— Start of DATA SEGMENT —

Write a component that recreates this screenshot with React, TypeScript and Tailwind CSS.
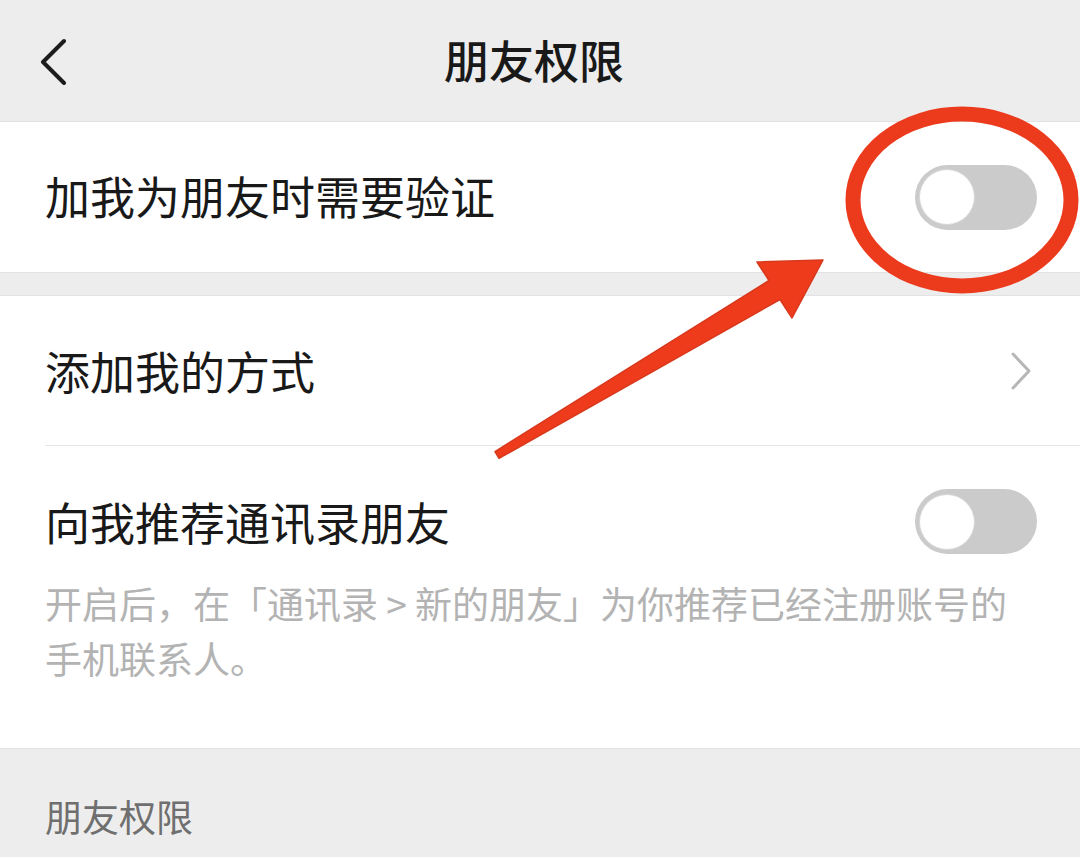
import React from 'react';

function Toggle() {
  return (
    <div className="flex h-[65px] w-[122px] items-center rounded-full bg-[#cbcbcb] pl-[4px]">
      <div className="h-[56px] w-[56px] rounded-full border border-[#d6d6d6] bg-white" />
    </div>
  );
}

function Annotation() {
  // red marker drawn on top of the screenshot
  return (
    <svg className="pointer-events-none absolute inset-0" width="1080" height="857" viewBox="0 0 1080 857">
      <ellipse cx="962" cy="200" rx="109" ry="86" fill="none" stroke="#ec3a1d" strokeWidth="15" />
      <polygon
        points="495,451.6 769,280.5 757,262 823,260 792,318 780,299.5 499,458.4"
        fill="#ee3b1c"
        stroke="#d8381c"
        strokeWidth="1.5"
        strokeLinejoin="round"
      />
    </svg>
  );
}

export default function App() {
  return (
    <div className="relative h-[857px] w-[1080px] overflow-hidden bg-[#ededed] font-['Noto_Sans_CJK_SC','Noto_Sans',sans-serif] text-[#191919]">
      <header className="grid h-[121px] grid-cols-[1fr_auto_1fr] items-center px-[40px]">
        <svg width="30" height="50" viewBox="0 0 30 50" className="mb-[2px]">
          <polyline points="24,6 3,27 24,48" fill="none" stroke="#1c1c1c" strokeWidth="4" strokeLinecap="round" strokeLinejoin="round" />
        </svg>
        <h1 className="mr-[12px] mb-[2px] text-[45px] font-medium leading-none">朋友权限</h1>
        <div />
      </header>

      <div className="flex h-[151px] items-center justify-between border-t border-[#e2e2e2] bg-white pl-[45px] pr-[43px]">
        <span className="mb-[3px] text-[45px] leading-none">加我为朋友时需要验证</span>
        <Toggle />
      </div>

      <div className="h-[24px] border-y border-[#e2e2e2] bg-[#ededed]" />

      <div className="bg-white pl-[45px]">
        <div className="flex h-[150px] items-center justify-between border-b border-[#e5e5e5] pr-[48px]">
          <span className="text-[45px] leading-none">添加我的方式</span>
          <svg width="22" height="40" viewBox="0 0 22 40">
            <polyline points="3,3 19,20 3,37" fill="none" stroke="#b6b6b6" strokeWidth="3" strokeLinecap="round" strokeLinejoin="round" />
          </svg>
        </div>
        <div className="pb-[62px] pr-[43px] pt-[43px]">
          <div className="flex h-[65px] items-center justify-between">
            <span className="text-[45px] leading-none">向我推荐通讯录朋友</span>
            <Toggle />
          </div>
          <p className="mt-[22px] pr-[20px] text-[37px] leading-[55px] text-[#b3b3b3]">
            开启后，在「通讯录 &gt; 新的朋友」为你推荐已经注册账号的手机联系人。
          </p>
        </div>
      </div>

      <div className="border-t border-[#e2e2e2] px-[45px] pt-[43px]">
        <span className="text-[37px] leading-[48px] text-[#6f6f6f]">朋友权限</span>
      </div>

      <Annotation />
    </div>
  );
}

— End of DATA SEGMENT —

Go through the listing above and write it all out exactly, leaving out any picture.

SOLUTION TO THE EXERCISE.
Write a component that recreates this screenshot with React, TypeScript and Tailwind CSS.
import React from 'react';

function Toggle() {
  return (
    <div className="flex h-[65px] w-[122px] items-center rounded-full bg-[#cbcbcb] pl-[4px]">
      <div className="h-[56px] w-[56px] rounded-full border border-[#d6d6d6] bg-white" />
    </div>
  );
}

function Annotation() {
  // red marker drawn on top of the screenshot
  return (
    <svg className="pointer-events-none absolute inset-0" width="1080" height="857" viewBox="0 0 1080 857">
      <ellipse cx="962" cy="200" rx="109" ry="86" fill="none" stroke="#ec3a1d" strokeWidth="15" />
      <polygon
        points="495,451.6 769,280.5 757,262 823,260 792,318 780,299.5 499,458.4"
        fill="#ee3b1c"
        stroke="#d8381c"
        strokeWidth="1.5"
        strokeLinejoin="round"
      />
    </svg>
  );
}

export default function App() {
  return (
    <div className="relative h-[857px] w-[1080px] overflow-hidden bg-[#ededed] font-['Noto_Sans_CJK_SC','Noto_Sans',sans-serif] text-[#191919]">
      <header className="grid h-[121px] grid-cols-[1fr_auto_1fr] items-center px-[40px]">
        <svg width="30" height="50" viewBox="0 0 30 50" className="mb-[2px]">
          <polyline points="24,6 3,27 24,48" fill="none" stroke="#1c1c1c" strokeWidth="4" strokeLinecap="round" strokeLinejoin="round" />
        </svg>
        <h1 className="mr-[12px] mb-[2px] text-[45px] font-medium leading-none">朋友权限</h1>
        <div />
      </header>

      <div className="flex h-[151px] items-center justify-between border-t border-[#e2e2e2] bg-white pl-[45px] pr-[43px]">
        <span className="mb-[3px] text-[45px] leading-none">加我为朋友时需要验证</span>
        <Toggle />
      </div>

      <div className="h-[24px] border-y border-[#e2e2e2] bg-[#ededed]" />

      <div className="bg-white pl-[45px]">
        <div className="flex h-[150px] items-center justify-between border-b border-[#e5e5e5] pr-[48px]">
          <span className="text-[45px] leading-none">添加我的方式</span>
          <svg width="22" height="40" viewBox="0 0 22 40">
            <polyline points="3,3 19,20 3,37" fill="none" stroke="#b6b6b6" strokeWidth="3" strokeLinecap="round" strokeLinejoin="round" />
          </svg>
        </div>
        <div className="pb-[62px] pr-[43px] pt-[43px]">
          <div className="flex h-[65px] items-center justify-between">
            <span className="text-[45px] leading-none">向我推荐通讯录朋友</span>
            <Toggle />
          </div>
          <p className="mt-[22px] pr-[20px] text-[37px] leading-[55px] text-[#b3b3b3]">
            开启后，在「通讯录 &gt; 新的朋友」为你推荐已经注册账号的手机联系人。
          </p>
        </div>
      </div>

      <div className="border-t border-[#e2e2e2] px-[45px] pt-[43px]">
        <span className="text-[37px] leading-[48px] text-[#6f6f6f]">朋友权限</span>
      </div>

      <Annotation />
    </div>
  );
}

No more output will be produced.